Elite gun squads to guard 2012 Olympics

PARAMILITARY police squads armed with machine guns that can fire 750 rounds a minute will be set up across Britain to tackle the threat of a Mumbai-style terror attack in the run-up to the London Olympics.

In a move that will change the face of British policing, chief constables have agreed to buy several hundred Heckler&Koch G36 machineguns to arm the new units.

The squads will be composed of marksmen hand-picked from forces and will be attached to units in London, Birmingham, Leeds, Manchester and other regional centres. They will be on stand-by for 24hours a day to deal with any attempts to replicate the raid by 10 gunmen on Mumbai in November 2008 in which 174 people died.

As well as terrorists they will be called out to incidents such as that involving Derrick Bird, the taxi driver who killed 12 people in Cumbria this summer before shooting himself.

The move follows months of Whitehall wrangling. Some regional chiefs had been reluctant to back the plan, fearing it would transform the image of the British bobby. But it has the backing of David Cameron, who is said to have taken a close interest in how to address the terrorist threat.

The machine guns are being deployed by the German and Spanish armies and have been used in counterinsurgency missions in Iraq and Afghanistan. They have a range of 800 metres and can be fitted with a grenade-launcher. They will supplement the current model used by British police which is configured to fire a single round at a time.

The network will be under the control of local chief constables. But in a national emergency such as a terrorist assault they will be overseen by a new national co-ordinator based at Scotland Yard. The anti-terrorist firearms response teams will mirror the half dozen or so regional counterterrorist hubs set up after the July 2005 London bombings in which 52 people died.

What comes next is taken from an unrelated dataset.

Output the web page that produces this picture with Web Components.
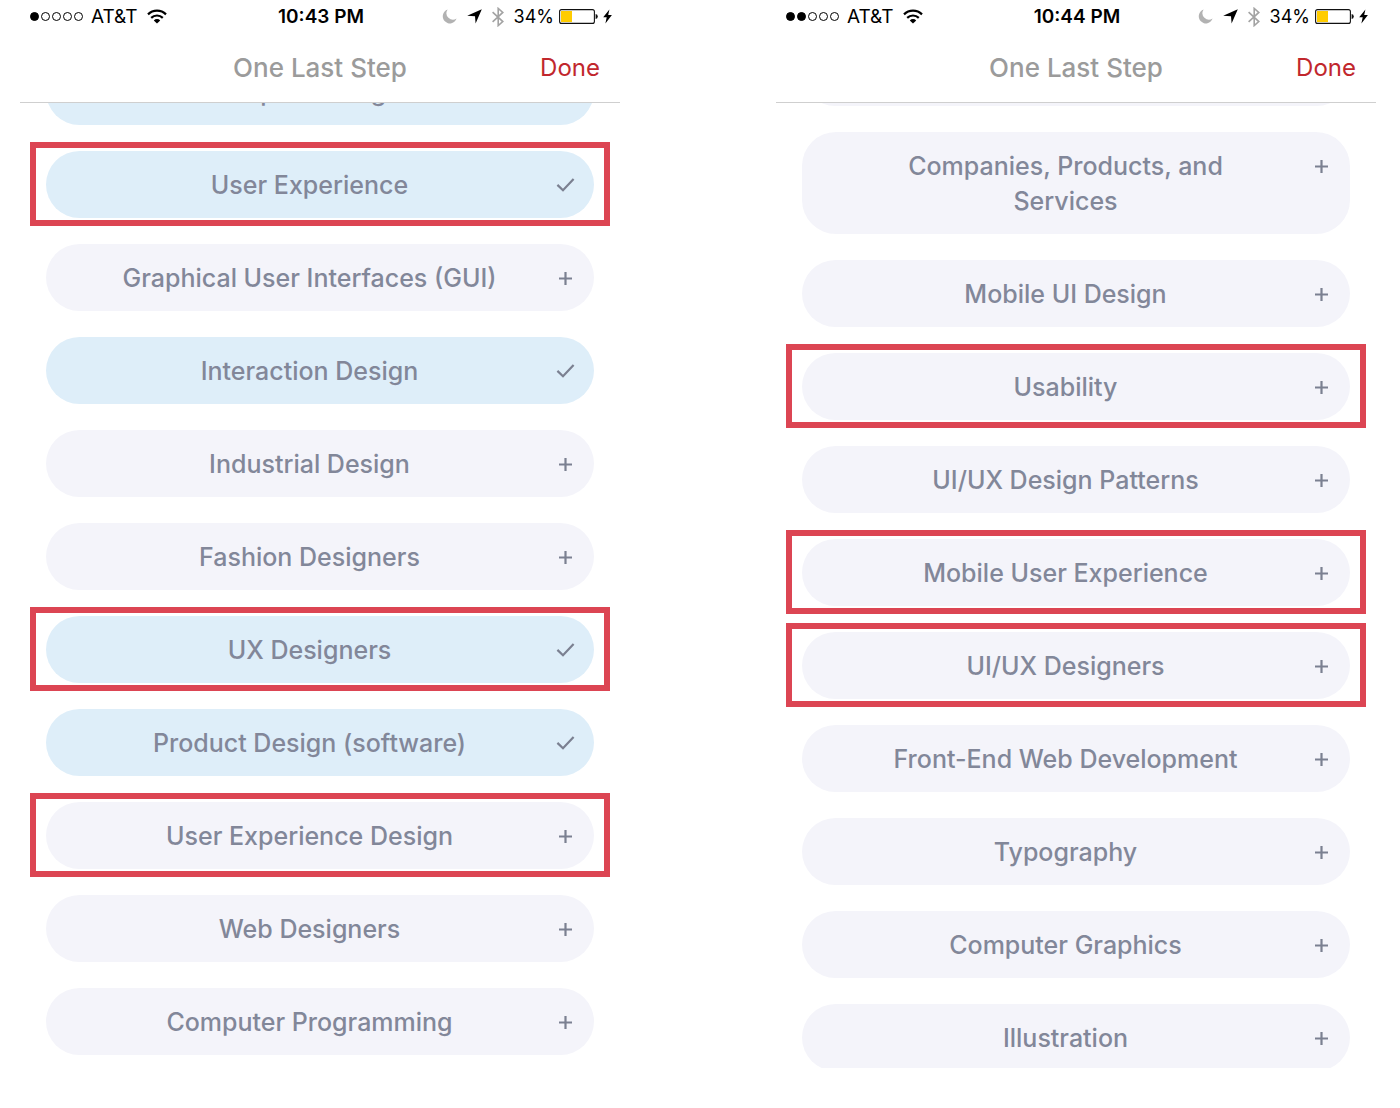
<!DOCTYPE html>
<html lang="en">
<head>
<meta charset="utf-8">
<meta name="viewport" content="width=device-width, initial-scale=1">
<title>One Last Step</title>
<style>
    body {
        margin: 0;
        background: #fff;
        font-family: Inter, "Liberation Sans", sans-serif;
    }
</style>
</head>
<body>

<screen-pair>
    <phone-screen time="10:43 PM" signal="1" scroll="45">
        <topic-pill selected>Graphic Design</topic-pill>
        <topic-pill selected marked>User Experience</topic-pill>
        <topic-pill>Graphical User Interfaces (GUI)</topic-pill>
        <topic-pill selected>Interaction Design</topic-pill>
        <topic-pill>Industrial Design</topic-pill>
        <topic-pill>Fashion Designers</topic-pill>
        <topic-pill selected marked>UX Designers</topic-pill>
        <topic-pill selected>Product Design (software)</topic-pill>
        <topic-pill marked>User Experience Design</topic-pill>
        <topic-pill>Web Designers</topic-pill>
        <topic-pill>Computer Programming</topic-pill>
    </phone-screen>

    <phone-screen time="10:44 PM" signal="2" scroll="64">
        <topic-pill></topic-pill>
        <topic-pill>Companies, Products, and Services</topic-pill>
        <topic-pill>Mobile UI Design</topic-pill>
        <topic-pill marked>Usability</topic-pill>
        <topic-pill>UI/UX Design Patterns</topic-pill>
        <topic-pill marked>Mobile User Experience</topic-pill>
        <topic-pill marked>UI/UX Designers</topic-pill>
        <topic-pill>Front-End Web Development</topic-pill>
        <topic-pill>Typography</topic-pill>
        <topic-pill>Computer Graphics</topic-pill>
        <topic-pill>Illustration</topic-pill>
    </phone-screen>
</screen-pair>

<script>
class ScreenPair extends HTMLElement {
    constructor() {
        super();
        this.attachShadow({ mode: "open" });
    }

    connectedCallback() {
        this.shadowRoot.innerHTML = `
            <style>
                :host {
                    display: grid;
                    grid-template-columns: 1fr 1fr;
                    grid-template-rows: minmax(0, 1fr);
                    column-gap: 156px;
                    box-sizing: border-box;
                    height: 100vh;
                    padding: 0 24px 40px 20px;
                }
            </style>
            <slot></slot>
        `;
    }
}

class StatusBar extends HTMLElement {
    constructor() {
        super();
        this.attachShadow({ mode: "open" });
    }

    getDots() {
        const signal = Number(this.getAttribute('signal'));
        let dots = '';
        for (let i = 0; i < 5; i++) {
            dots += `<i class="${i < signal ? 'on' : ''}"></i>`;
        }
        return dots;
    }

    connectedCallback() {
        this.shadowRoot.innerHTML = `
            <style>
                :host {
                    display: grid;
                    grid-template-columns: 1fr auto 1fr;
                    align-items: center;
                    height: 33px;
                    padding: 0 8px 0 10px;
                    font-size: 19px;
                    line-height: 33px;
                    color: #000;
                }

                div {
                    display: flex;
                    align-items: center;
                }

                .right {
                    justify-content: flex-end;
                    font-size: 18px;
                }

                .dots {
                    gap: 2px;
                    margin-right: 8px;
                }

                i {
                    box-sizing: border-box;
                    width: 9px;
                    height: 9px;
                    border: 1px solid #000;
                    border-radius: 50%;
                }

                .on {
                    background: #000;
                }

                time {
                    font-weight: 600;
                }

                svg {
                    display: block;
                    flex: none;
                }

                .wifi {
                    margin-left: 9px;
                }

                .moon, .arrow, .bluetooth {
                    margin-right: 10px;
                }

                .battery {
                    margin: 0 5px;
                }
            </style>

            <div>
                <div class="dots">${this.getDots()}</div>
                <span>AT&amp;T</span>
                <svg class="wifi" width="20" height="15" viewBox="0 0 20 15" fill="none" stroke="#000" stroke-width="2.2">
                    <path d="M1 5.4A12.8 12.8 0 0 1 19 5.4"/>
                    <path d="M4.2 8.9A8.2 8.2 0 0 1 15.8 8.9"/>
                    <path d="M10 14.6L6.8 11.4A4.6 4.6 0 0 1 13.2 11.4Z" fill="#000" stroke="none"/>
                </svg>
            </div>

            <time>${this.getAttribute('time')}</time>

            <div class="right">
                <svg class="moon" width="15" height="15" viewBox="0 0 15 15">
                    <path d="M5.6 .6A7.1 7.1 0 1 0 14.6 9.6A6.5 6.5 0 0 1 5.6 .6Z" fill="#b2b2b2"/>
                </svg>
                <svg class="arrow" width="15" height="15" viewBox="0 0 15 15">
                    <path d="M14.8 .2L8.6 14.6L8 7.2L.2 6.7Z" fill="#000"/>
                </svg>
                <svg class="bluetooth" width="12" height="20" viewBox="0 0 12 20" fill="none" stroke="#a3a3a3" stroke-width="1.6">
                    <path d="M.6 5.2L10.8 14.6L6.2 18.6V1.4L10.8 5.4L.6 14.8"/>
                </svg>
                <span>34%</span>
                <svg class="battery" width="39" height="15" viewBox="0 0 39 15">
                    <rect x=".6" y=".6" width="34.8" height="13.8" rx="2" fill="none" stroke="#111" stroke-width="1.1"/>
                    <rect x="2" y="2" width="11" height="11" fill="#ffcc00"/>
                    <path d="M36.6 5Q38.8 5.4 38.8 7.5Q38.8 9.6 36.6 10Z" fill="#111"/>
                </svg>
                <svg width="9" height="15" viewBox="0 0 9 15">
                    <path d="M6.4 .4L.2 8.2H3.7L2.4 14.4L8.9 6.1H5.2Z" fill="#000"/>
                </svg>
            </div>
        `;
    }
}

class PhoneScreen extends HTMLElement {
    constructor() {
        super();
        this.attachShadow({ mode: "open" });
    }

    connectedCallback() {
        this.shadowRoot.innerHTML = `
            <style>
                :host {
                    display: flex;
                    flex-direction: column;
                    min-width: 0;
                }

                header {
                    display: grid;
                    grid-template-columns: 1fr auto 1fr;
                    align-items: center;
                    height: 69px;
                    padding: 0 20px;
                    border-bottom: 1px solid #cfcfcf;
                }

                h1 {
                    grid-column: 2;
                    margin: 0;
                    font-size: 26px;
                    font-weight: 500;
                    line-height: 35px;
                    color: #9b9b9b;
                }

                button {
                    justify-self: end;
                    padding: 0;
                    border: 0;
                    background: none;
                    font: inherit;
                    font-size: 24px;
                    line-height: 35px;
                    color: #c1272d;
                }

                main {
                    display: flex;
                    flex: 1;
                    flex-direction: column;
                    gap: 26px;
                    min-height: 0;
                    box-sizing: border-box;
                    padding: 0 26px 14px;
                    overflow-y: auto;
                    scrollbar-width: none;
                }
            </style>

            <status-bar time="${this.getAttribute('time')}" signal="${this.getAttribute('signal')}"></status-bar>
            <header>
                <h1>One Last Step</h1>
                <button type="button">Done</button>
            </header>
            <main><slot></slot></main>
        `;

        // wait until the screen has been laid out before scrolling it
        queueMicrotask(() => {
            this.shadowRoot.querySelector('main').scrollTop = Number(this.getAttribute('scroll'));
        });
    }
}

class TopicPill extends HTMLElement {
    constructor() {
        super();
        this.attachShadow({ mode: "open" });
    }

    static get observedAttributes() {
        return ['selected'];
    }

    attributeChangedCallback() {
        if (this.isConnected) {
            this.render();
        }
    }

    connectedCallback() {
        this.render();
    }

    getIcon() {
        if (this.hasAttribute('selected')) {
            return '<path d="M2.4 9.4L8 14.8L18.6 3.6"/>';
        }
        return '<path d="M10.5 3.5V16.5M4 10H17"/>';
    }

    render() {
        const selected = this.hasAttribute('selected');

        this.shadowRoot.innerHTML = `
            <style>
                :host {
                    display: block;
                    flex: none;
                    position: relative;
                }

                button {
                    display: flex;
                    align-items: flex-start;
                    gap: 40px;
                    box-sizing: border-box;
                    width: 100%;
                    min-height: 67px;
                    padding: 17px 19px 15px 58px;
                    border: 0;
                    border-radius: 34px;
                    background: #f4f4fa;
                    font: inherit;
                    font-size: 25px;
                    font-weight: 500;
                    line-height: 35px;
                    color: #828799;
                }

                :host([selected]) button {
                    background: #deeef9;
                }

                span {
                    flex: 1;
                    text-align: center;
                }

                svg {
                    flex: none;
                    width: 20px;
                    height: 35px;
                }

                /* red frame drawn around the topics being pointed out */
                :host([marked])::after {
                    content: "";
                    position: absolute;
                    inset: -9px -16px -8px;
                    border: 6px solid #dc4553;
                    pointer-events: none;
                }
            </style>

            <button type="button" aria-pressed="${selected}">
                <span><slot></slot></span>
                <svg viewBox="0 0 20 20" fill="none" stroke="#7b8091" stroke-width="2.2">${this.getIcon()}</svg>
            </button>
        `;

        this.shadowRoot.querySelector('button').addEventListener('click', () => {
            this.toggleAttribute('selected');
        });
    }
}

customElements.define('topic-pill', TopicPill);
customElements.define('status-bar', StatusBar);
customElements.define('phone-screen', PhoneScreen);
customElements.define('screen-pair', ScreenPair);
</script>
</body>
</html>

Those hubs, comprising joint MI5 and police teams, aimed to address a lack of intelligence about Islamist terror plots hatched outside London – a failure behind MI5’s inability to anticipate the 7/7 attacks, which were largely planned in Bradford and Leeds. The hubs have been considered a success and in the past five years have helped to thwart at least half a dozen similar attacks in the regions.

Police squads are training with the SAS in tactics designed to tackle the threat of terrorists taking hostages.

Plans for a national firearms network include contingencies for joint operations with the army, with police squads supported by SAS tactical advisers and trained to kill terrorists before they can cause multiple casualties.

One senior officer said the main aim was to fill a critical gap in capability between the SAS and the police. It requires a pro-active approach to suppress terrorist firepower, which is expected to be most lethal during the first hour of an assault.

The SAS has headquarters in Hereford and central London, but it would take troops at least an hour to get to an incident outside those two areas.

“The requirement to meet the threat goes beyond the mission of the police. So it’s been decided that the police need new tactics to meet the threat,” the source said.

The plans are formally described as part of longer-term preparations to protect the 2012 Olympics. They have been fast-tracked because of intelligence reports about a Mumbai-style attack on Britain, Germany or France.

Security chiefs are monitoring Al-Qa’ida plans to carry out multiple commando-style attacks on hotels or restaurants in London or other cities.